Feingold Strikes, Frist Fires Back
Fresh off a win in the Southern Republican Leadership Conference straw poll, Senate Majority Leader Bill Frist (Tenn.) is ready to knock down Sen. Russ Feingold (D-Wisc.) over the latter's call on Monday to censure President Bush over a controversial domestic surveillance program authorized in the wake of Sept. 11.
As the Post's Charles Babington writes today, Frist sought to bring Feingold's resolution to a vote immediately ("hoping to put Feingold's colleagues in a tough spot," as Babington put it in his piece). But Democrats blocked a roll call vote by utilizing procedural tactics.
As Senate Democrats mull their next move, Frist sent an appeal out to his Volunteer PAC e-mail list Monday night condemning Feingold's actions. "Senator Feingold is flat wrong and irresponsible," wrote Frist, adding that the Democrats' unwillingness to immediately vote on the resolution proves that it is nothing more than a "shameful political stunt."
Frist goes on to describe a scenario whereby a "radical Islamic terrorist" in the United States receives a call from an "overseas counterpart" to plan an attack on Nashville (Frist's hometown) or even Madison, the capital of Feingold's home state. "If Russ Feingold had his way, U.S. authorities would do this with the intercepted phone call: hang up," Frist writes.
The Tennessee senator urges supporters to post a message on his VOLPAC blog to "show your support for President Bush." The post drew more than 150 comments in its first four hours, with roughly 80 percent supporting the position of Bush and Frist. (More than 500 people had posted as of 8 a.m. ET Tuesday morning.)
At issue is the warrantless wiretapping of American citizens by the National Security Agency authorized by Bush in 2002. The president acknowledged the existence of the program following a New York Times report on it in December but defended its necessity for fighting the war on terror.
Most Democrats (and even some Republicans) held a different view, arguing that the president had (at best) bent the law or (at worst) committed a criminal infraction by not seeking warrants for these activities. That argument was perhaps made best by former Vice President Al Gore in a January speech in which Gore accused Bush of breaking the law "repeatedly and insistently" and called for a special counsel to investigate the surveillance program. The speech, not surprisingly, won plaudits from the liberal left and protestations from the conservative right.
In the intervening months, some establishment Democrats have reined in their rhetoric on the eavesdropping program -- arguing privately that most Americans see the issue as a national security question and, as a result, are more likely to side with the president.
After the Senate Intelligence Committee voted along partisan lines last month to table a Democratic proposal to investigate the program, however, Feingold sprung into action.

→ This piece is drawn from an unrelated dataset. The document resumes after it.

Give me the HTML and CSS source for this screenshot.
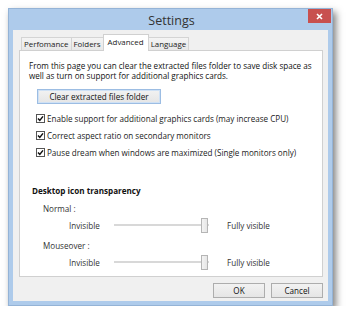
FILE: index.html
```html
<!DOCTYPE html>
<html>
<head>
<meta charset="utf-8">
<link rel="stylesheet" href="styles.css">
</head>
<body>
<div class="window">
  <div class="titlebar">
    <span></span>
    <span class="title">Settings</span>
    <span class="close"><svg width="7" height="7" viewBox="0 0 7 7"><path d="M1 1L6 6M6 1L1 6" stroke="#fff" stroke-width="1.6"/></svg></span>
  </div>
  <div class="client">
    <div class="tabs">
      <div class="tab">Perfomance</div>
      <div class="tab">Folders</div>
      <div class="tab active">Advanced</div>
      <div class="tab">Language</div>
    </div>
    <div class="panel">
      <p class="intro">From this page you can clear the extracted files folder to save disk space as well as turn on support for additional graphics cards.</p>
      <div class="btn clear">Clear extracted files folder</div>
      <div class="checks">
        <div class="check"><span class="box"><svg width="9" height="9" viewBox="0 0 9 9"><rect x="0.5" y="0.5" width="8" height="8" fill="#fff" stroke="#555"/><path d="M2 4.4L3.8 6.4L7 2.4" fill="none" stroke="#111" stroke-width="1.5"/></svg></span>Enable support for additional graphics cards (may increase CPU)</div>
        <div class="check"><span class="box"><svg width="9" height="9" viewBox="0 0 9 9"><rect x="0.5" y="0.5" width="8" height="8" fill="#fff" stroke="#555"/><path d="M2 4.4L3.8 6.4L7 2.4" fill="none" stroke="#111" stroke-width="1.5"/></svg></span>Correct aspect ratio on secondary monitors</div>
        <div class="check"><span class="box"><svg width="9" height="9" viewBox="0 0 9 9"><rect x="0.5" y="0.5" width="8" height="8" fill="#fff" stroke="#555"/><path d="M2 4.4L3.8 6.4L7 2.4" fill="none" stroke="#111" stroke-width="1.5"/></svg></span>Pause dream when windows are maximized (Single monitors only)</div>
      </div>
      <div class="heading">Desktop icon transparency</div>
      <div class="group">
        <div class="label">Normal :</div>
        <div class="slider-row"><span class="lo">Invisible</span><span class="track"><span class="thumb"></span></span><span class="hi">Fully visible</span></div>
      </div>
      <div class="group">
        <div class="label">Mouseover :</div>
        <div class="slider-row"><span class="lo">Invisible</span><span class="track"><span class="thumb"></span></span><span class="hi">Fully visible</span></div>
      </div>
    </div>
    <div class="buttons">
      <div class="btn dlg">OK</div>
      <div class="btn dlg">Cancel</div>
    </div>
  </div>
</div>
</body>
</html>
```
FILE: styles.css
```css
html, body {
  margin: 0;
  padding: 0;
  background: #fff;
}
body {
  font-family: "Open Sans", "Noto Sans", sans-serif;
  font-size: 8.1px;
  color: #1a1a1a;
}
.window {
  margin: 8px 0 0 8px;
  width: 325px;
  height: 298px;
  box-sizing: border-box;
  background: #aecbeb;
  border: 1px solid #94b3d6;
  padding: 0 4px 4px 4px;
  box-shadow: 3px 4px 7px rgba(0,0,0,0.5);
  display: flex;
  flex-direction: column;
}
.titlebar {
  height: 21px;
  display: grid;
  grid-template-columns: 1fr auto 1fr;
  align-items: start;
}
.title {
  font-size: 12.5px;
  color: #333;
  line-height: 12px;
  margin-top: 6px;
  padding-left: 2px;
}
.close {
  justify-self: end;
  width: 23px;
  height: 14px;
  background: #c8504f;
  margin-right: -3px;
  display: flex;
  align-items: center;
  justify-content: center;
}
.close svg { display: block; }
.client {
  flex: 1;
  background: #f0f0f0;
  padding: 5px 5px 0 6px;
  display: flex;
  flex-direction: column;
}
.tabs {
  display: flex;
  align-items: flex-end;
  height: 15px;
  padding-left: 2px;
  position: relative;
  z-index: 1;
}
.tab {
  height: 12px;
  line-height: 12px;
  padding: 0 2px;
  font-size: 7.9px;
  border: 1px solid #d4d4d4;
  border-bottom: none;
  background: linear-gradient(#f4f4f4, #e8e8e8);
  margin-right: -1px;
  color: #222;
}
.tab.active {
  line-height: 14px;
  background: #fff;
  padding: 0 4px;
  margin: 0 -1px -1px 0;
  border-color: #d0d0d0;
  height: 16px;
}
.panel {
  height: 227px;
  box-sizing: border-box;
  background: #fff;
  border: 1px solid #d0d0d0;
  padding: 10px 10px 0 9px;
}
.intro {
  margin: 0;
  line-height: 10px;
  width: 290px;
  color: #111;
}
.btn {
  box-sizing: border-box;
  border: 1px solid #adadad;
  background: linear-gradient(#f2f2f2, #e5e5e5);
  text-align: center;
  color: #111;
}
.clear {
  width: 124px;
  height: 15px;
  line-height: 13px;
  margin: 8px 0 0 8px;
  border-color: #9cbde3;
  box-shadow: inset 0 0 0 1px #cfe1f5;
}
.checks {
  margin: 9px 0 0 7px;
  display: flex;
  flex-direction: column;
  gap: 6px;
}
.check {
  display: flex;
  align-items: center;
  height: 11px;
  line-height: 11px;
}
.box {
  width: 9px;
  height: 9px;
  margin-right: 2px;
}
.box svg { display: block; }
.heading {
  font-weight: bold;
  margin: 27px 0 0 3px;
  line-height: 11px;
  color: #111;
}
.group {
  margin-top: 7px;
}
.label {
  margin-left: 14px;
  line-height: 11px;
  color: #333;
}
.slider-row {
  display: flex;
  align-items: center;
  height: 16px;
  margin: 3px 0 0 40px;
}
.lo {
  width: 45px;
  color: #333;
}
.track {
  width: 95px;
  height: 2px;
  background: #e3e3e3;
  border: 1px solid #d8d8d8;
  box-sizing: border-box;
  display: flex;
  justify-content: flex-end;
  align-items: center;
}
.thumb {
  width: 7px;
  height: 15px;
  box-sizing: border-box;
  border: 1px solid #b5b5b5;
  background: linear-gradient(90deg, #f3f3f3, #e6e6e6);
  flex: none;
}
.hi {
  margin-left: 18px;
  color: #333;
}
.buttons {
  display: flex;
  justify-content: flex-end;
  gap: 6px;
  margin-top: 6px;
}
.dlg {
  width: 52px;
  height: 15px;
  line-height: 13px;
}
```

Speaking from the Senate floor Monday, Feingold said that "when the president of the United States breaks the law, he must be held accountable," adding that Bush's actions are far worse than those which led to the impeachment of President Bill Clinton in 1998. Feingold stopped short of calling for impeachment proceedings against Bush.
The positions staked out by Frist and Feingold are likely political winners for the two men -- each of whom is considering a White House run in 2008. Frist's hard line stance against Feingold (and in support of Bush) is sure to win him plaudits among the party's conservative base -- a key voting bloc in early presidential primary and caucus states.
Feingold's call for condemnation of the president should have a similar effect on his candidacy among liberals who have long contended that Bush should be impeached for his role in the NSA program. The censure resolution is simply the latest move by Feingold aimed at courting the party's ideological left. Feingold was the first Democratic senator to propose a specific timeline for troop withdrawals from Iraq, and he led the fight against the reauthorization of the Patriot Act. He was also the only one of the five Democratic Senators (or former senators) considering the 2008 race to vote against the use of force resolution against Iraq in 2002.
The unanswered question is whether establishment Democrats -- led by Senate Minority Leader Harry Reid (Nev.) -- will back Feingold's position or leave him swinging in the political winds. And if they take the latter option, how does the party's left react?